The Causality Credo in Infosec and how to leave the club
This post is very much inspired and follows from Hollnagel’s work in “Safety-1 and Safety-2” book, which I’d recommend everyone read.
A challenge we have in Infosec, namely in the disciplines of Risk Management and Compliance, is something Hollnagel termed the “causality credo”.
Causality credo is the “unspoken assumption that outcomes can be understood as effects that follow from prior causes”, which is an assumption that works well for the simple linear-causality world, not so much for the complexity we live with all around us.
This assumption can be expressed as: [next section is ADAPTED from Hollnagel]
- “things that go right and things that go wrong both have their causes, but the causes are different. The reason for adverse outcomes (accidents, incidents) is that something has gone wrong. Similarly, the reason for successful outcomes it that everything worked as it should, although this is rarely considered”
- “Since adverse outcomes have causes, it must be possible to find these causes provided enough evidence is collected. Once the causes have been found, they can be eliminated, encapsulated, or otherwise neutralised. Doing so will reduce the number of things that go wrong, and hence improve [security]”
- “Since all adverse outcomes have a cause (or causes) and since all causes can be found, it follows that all accidents can be prevented.”
This credo has a direction, a forwards causality model that the causes we reason about produce a certain effect. The problem is that we assume it also means the opposite, it prompts us to reason from effect to its cause and that it can be done just as well (backwards causality), and if we just find out the effect that we can reason back through time to find a cause, which is often called the rationality assumption. This can be true for simple systems, but not for complicated or complex ones.

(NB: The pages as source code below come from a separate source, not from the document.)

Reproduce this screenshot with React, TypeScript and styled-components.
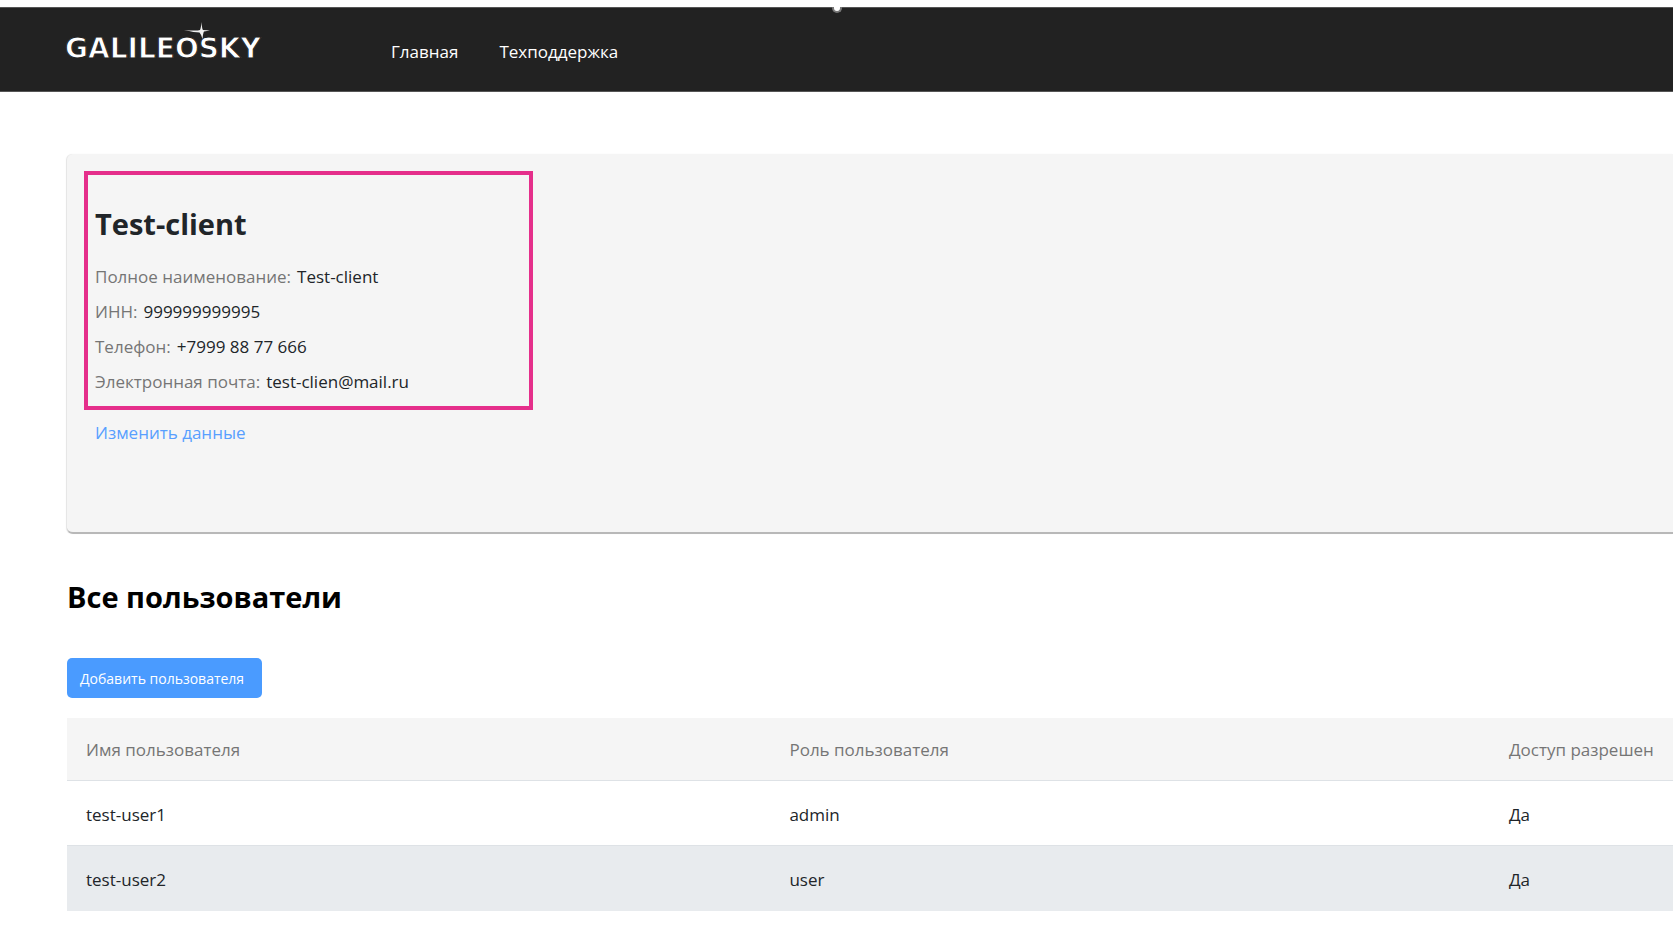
import React from "react";
import styled, { createGlobalStyle } from "styled-components";

const GlobalStyle = createGlobalStyle`
  *, *::before, *::after { box-sizing: border-box; }
  body {
    margin: 0;
    background: #fff;
    color: #212529;
    font-family: "Open Sans", "Noto Sans", sans-serif;
    font-size: 17px;
    line-height: 24px;
  }
  h1, h2, p, dl, dd { margin: 0; }
  a { text-decoration: none; }
`;

const Page = styled.div`
  position: relative;
  padding: 7px 7px 0 0;
`;

const Handle = styled.span`
  position: absolute;
  top: 7px;
  left: 50%;
  width: 10px;
  height: 6px;
  margin-left: -8px;
  background: #fff;
  border: 2px solid #777;
  border-top: 0;
  border-radius: 0 0 5px 5px;
`;

const Header = styled.header`
  display: flex;
  align-items: center;
  gap: 123px;
  height: 85px;
  padding-left: 64px;
  background: #222;
  border-top: 1px solid #555;
  border-bottom: 1px solid #555;
`;

const LogoLink = styled.a`
  display: block;
  height: 56px;
`;

const Nav = styled.nav`
  display: flex;
  gap: 41px;
  padding-top: 4px;
`;

const NavLink = styled.a`
  color: #fff;
`;

const Main = styled.main`
  padding: 62px 0 24px 67px;
`;

const Card = styled.section`
  min-height: 380px;
  padding: 17px;
  background: #f5f5f5;
  border-radius: 6px 0 0 6px;
  border-bottom: 2px solid #b8b8b8;
  box-shadow: -1px 0 1px #e4e4e4;
`;

const Highlight = styled.div`
  max-width: 449px;
  padding: 29px 7px 7px;
  border: 4px solid #e52f8b;
`;

const Title = styled.h1`
  font-size: 29px;
  line-height: 40px;
  font-weight: 700;
`;

const Details = styled.dl`
  margin-top: 15px;
`;

const Detail = styled.div`
  display: flex;
  gap: 6px;
  line-height: 35px;
`;

const Term = styled.dt`
  color: #757575;
`;

const EditLink = styled.a`
  display: inline-block;
  margin: 11px;
  color: #589fff;
`;

const SectionTitle = styled.h2`
  margin-top: 43px;
  color: #000;
  font-size: 29px;
  line-height: 40px;
  font-weight: 700;
`;

const AddButton = styled.button`
  display: block;
  height: 40px;
  margin: 41px 0 20px;
  padding: 0 18px 0 13px;
  border: 0;
  border-radius: 5px;
  background: #4a9bff;
  color: #fff;
  font-family: inherit;
  font-size: 14px;
`;

const Table = styled.table`
  width: 100%;
  table-layout: fixed;
  border-collapse: separate;
  border-spacing: 0;
  text-align: left;
`;

const HeadCell = styled.th<{ $width?: string }>`
  width: ${(p) => p.$width ?? "auto"};
  height: 63px;
  padding: 2px 0 0 19px;
  background: #f5f5f5;
  border-bottom: 1px solid #dee2e6;
  color: #757575;
  font-weight: 400;
  white-space: nowrap;
`;

const Row = styled.tr<{ $shaded: boolean }>`
  background: ${(p) => (p.$shaded ? "#e8ebee" : "#fff")};
`;

const Cell = styled.td`
  height: 65px;
  padding: 3px 0 0 19px;
  border-bottom: 1px solid #dee2e6;
  tr:last-child > & { border-bottom-color: #e8ebee; }
`;

const details = [
  ["Полное наименование:", "Test-client"],
  ["ИНН:", "999999999995"],
  ["Телефон:", "+7999 88 77 666"],
  ["Электронная почта:", "test-clien@mail.ru"],
];

const users = [
  { name: "test-user1", role: "admin", access: "Да" },
  { name: "test-user2", role: "user", access: "Да" },
];

function Logo() {
  return (
    <svg width="204" height="56" viewBox="-3 0 204 56" role="img" aria-label="Galileosky">
      <text
        x="-2"
        y="36"
        fill="#fff"
        stroke="#222"
        strokeWidth="1"
        fontFamily="'DejaVu Sans', sans-serif"
        fontWeight="700"
        fontSize="28"
      >
        GALILEOSKY
      </text>
      <path
        d="M134.500 0 Q135 7 136 8 L143 8.500 L137 9.500 Q136 11 135.500 17 Q134 12 132.500 10.500 Q128 10.500 117 8 Q130 9 133 8 Q134 6 134.500 0Z"
        fill="#f0f0f0"
      />
    </svg>
  );
}

export default function App() {
  return (
    <>
      <GlobalStyle />
      <Page>
        <Header>
          <LogoLink href="#" aria-label="Galileosky">
            <Logo />
          </LogoLink>
          <Nav>
            <NavLink href="#">Главная</NavLink>
            <NavLink href="#support">Техподдержка</NavLink>
          </Nav>
        </Header>
        <Handle />
        <Main>
          <Card>
            <Highlight>
              <Title>Test-client</Title>
              <Details>
                {details.map(([term, value]) => (
                  <Detail key={term}>
                    <Term>{term}</Term>
                    <dd>{value}</dd>
                  </Detail>
                ))}
              </Details>
            </Highlight>
            <EditLink href="#edit">Изменить данные</EditLink>
          </Card>
          <SectionTitle>Все пользователи</SectionTitle>
          <AddButton type="button">Добавить пользователя</AddButton>
          <Table>
            <thead>
              <tr>
                <HeadCell $width="43.8%">Имя пользователя</HeadCell>
                <HeadCell $width="44.8%">Роль пользователя</HeadCell>
                <HeadCell>Доступ разрешен</HeadCell>
              </tr>
            </thead>
            <tbody>
              {users.map((user, i) => (
                <Row key={user.name} $shaded={i % 2 === 1}>
                  <Cell>{user.name}</Cell>
                  <Cell>{user.role}</Cell>
                  <Cell>{user.access}</Cell>
                </Row>
              ))}
            </tbody>
          </Table>
        </Main>
      </Page>
    </>
  );
}
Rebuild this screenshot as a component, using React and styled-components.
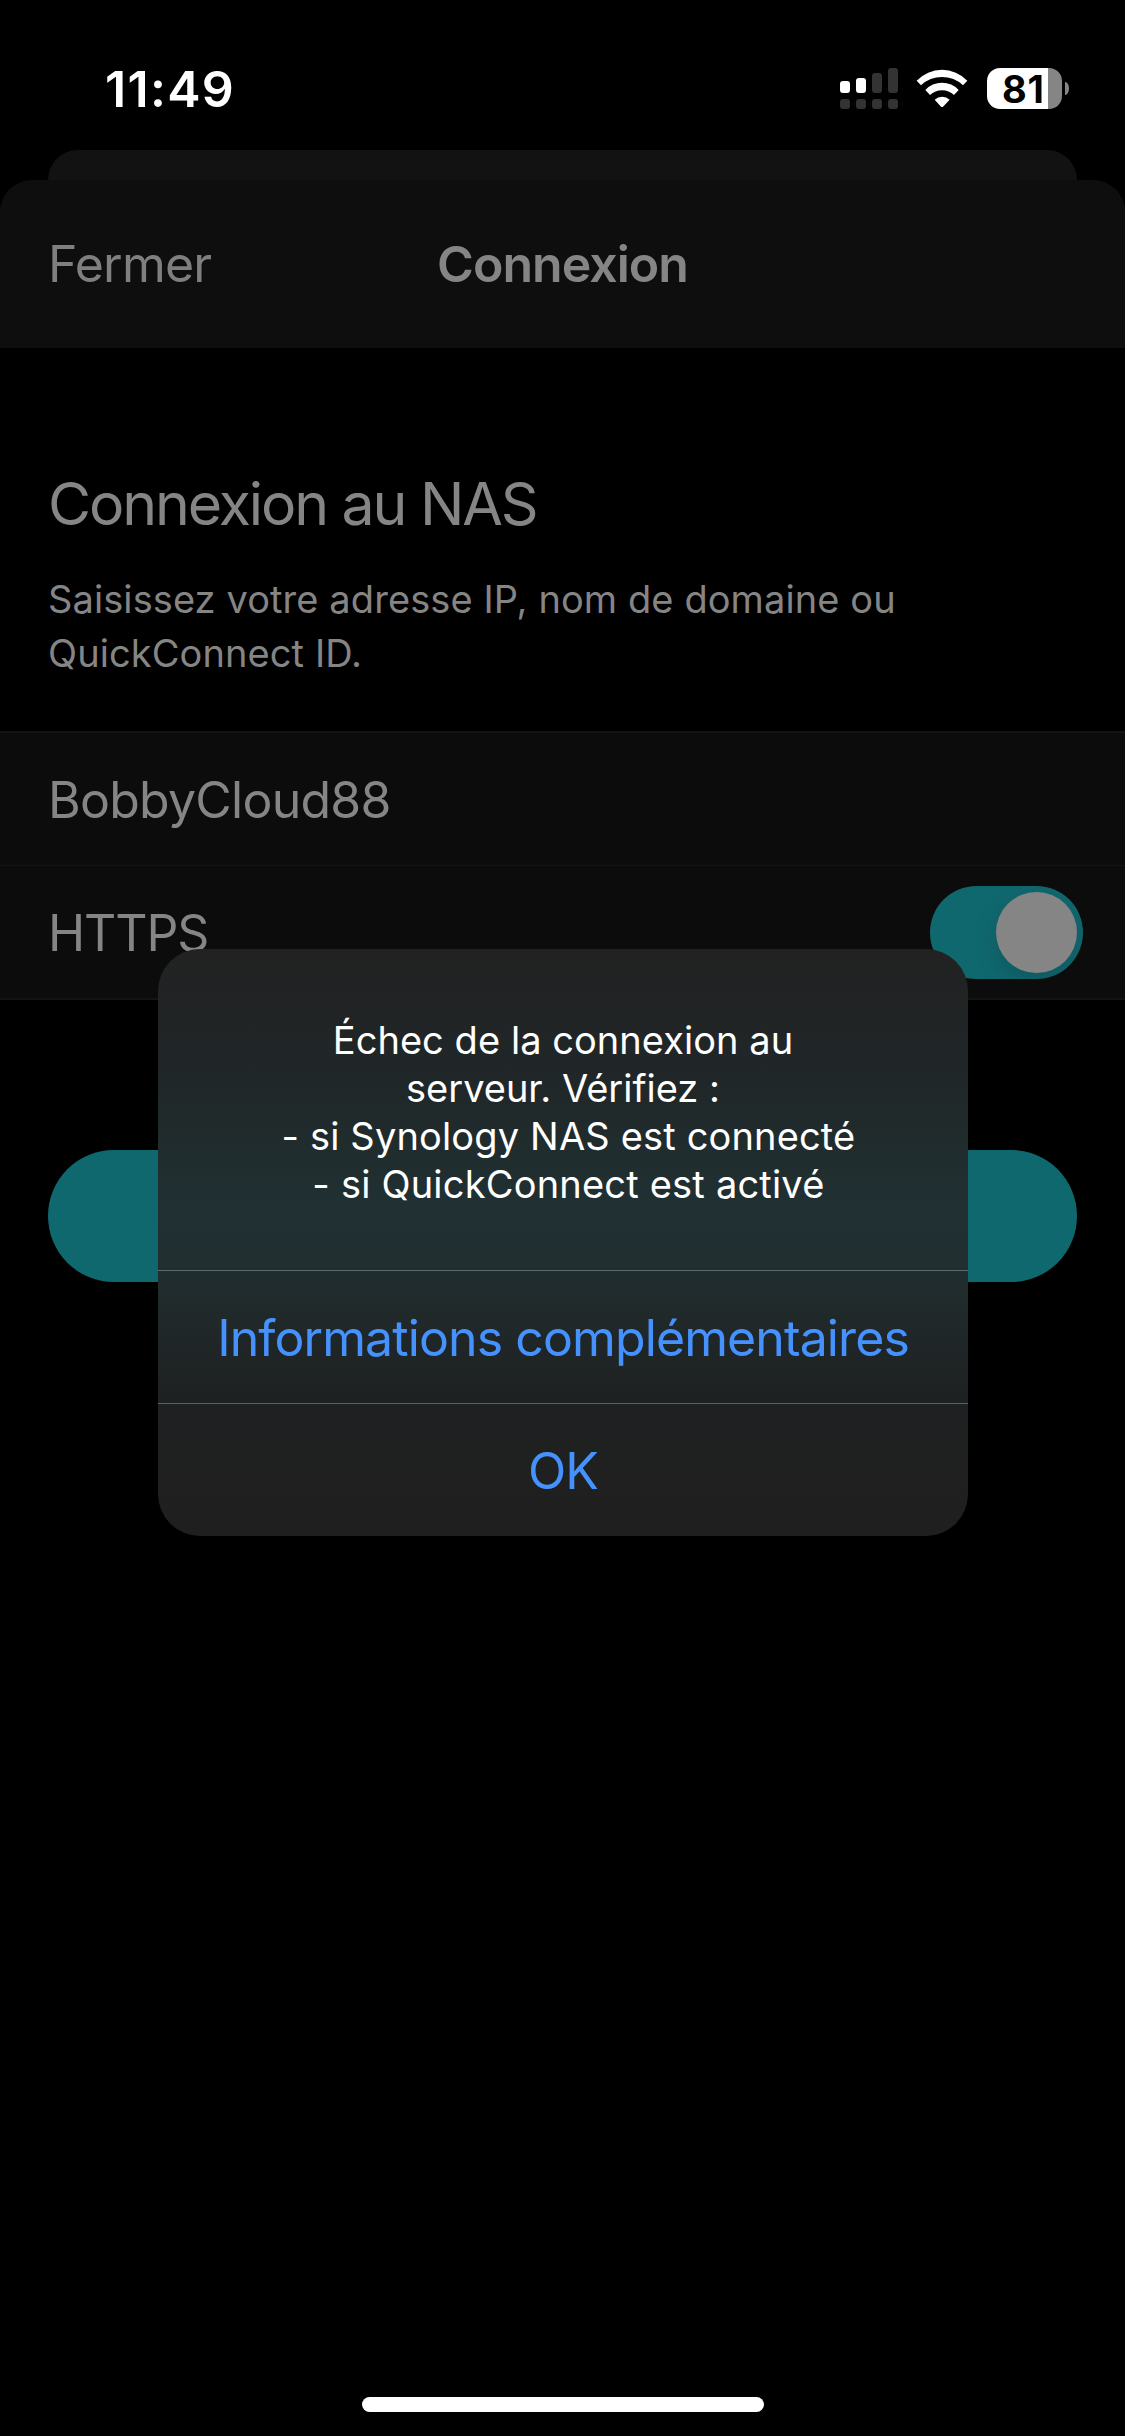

This has led to some accident causation models, such as Heinrich’s Domino Model or the Swiss cheese model. I’m not saying these are completely useless models, as one can use these to engineer a number of robust controls to help prevent security incidents and breaches, but I am saying that it’s a reductionist model that will give you a false sense of security when reasoning about what happens in our your organisation, and these have largely been replaced in the Safety field as well (or at least widely debunked for those keeping up with research).
There are real world consequences of adopting and being cheerleaders to this causality credo, as it rests on the following assumptions
- that we can decompose all elements into simple parts and understand the behaviour of the whole by looking at what the parts do and look like
- that the performance of each part is a bimodal (on or off, true or false, etc)
- that if a sequence of events was determined to contribute to an incident, that we fully understand and modelled the pre-determined sequence by which those events will happen in the future
- that combinations of sequences are tractable and non-interacting with the wider context
- that the influence from the context or environment is limited and quantifiable, and as such if we just adjust for the probability of a failure or malfunction that we’re effectively managing risk
These assumptions tend to not play well in the real world. We now have new accident analysis models that we can leverage to think differently about how we think of cause and effect on what leads to security incidents or breaches, we just need to expand where we’re looking for answers.
And as keep saying, the Safety sciences are way ahead of us in this. So I present an alternative way to think about incident and breach causality, that is a model developed by Dr. Walker (you can find her dissertation here) called “Systemic Contributor Analysis Diagram”
In this model, we don’t stop at “human error” with regards to the adaptations that we find (Bob touched the button, then Alice did that other thing that coalesced into the incident). That’s linear-causality thinking and embodiment of the causality credo, that will always leave us ignorant of the wider system dynamics in which those adaptations occurred.
Instead, we go look for which were the goal conflicts that were present and that led to humans adapting the way they did. It’s about asking “how and why did it make sense at the time, for that person to act like that?” But for us to illicit information from others in this regards, we need to get better at asking questions. If you ask “why didn’t you follow the procedure” you already lost any opportunity or affordance you could have to actually understand what was happening, as your stakeholder is now defensive as they know full well the culpability is coming. See below, from the “Etsy debriefing facilitation guide” this and other examples on how to ask good questions to actually understand your context.
And after you understand those goal conflicts, try to go further and understand what were the business pressures that led to those goal conflicts that eventually led to those adaptations. This is how we can all get better at resolving the systemic issues in our organisations that are very likely to continue producing incidents and accidents, and being courageous enough and willing to go raise them with the “powers that be” as actual risk management strategies, and not our typical linear-causality risk analysis that whack-a-mole a bunch of controls for any entry in your risk register.
It’s this type of thinking that can help us up our game in our industry, and that I hope we all start adopting more. If we don’t treat and highlight those bigger issues upstream in our organisations, we don’t have a fighting chance to improve the performance of our industry overall, and likely of your organisation in particular.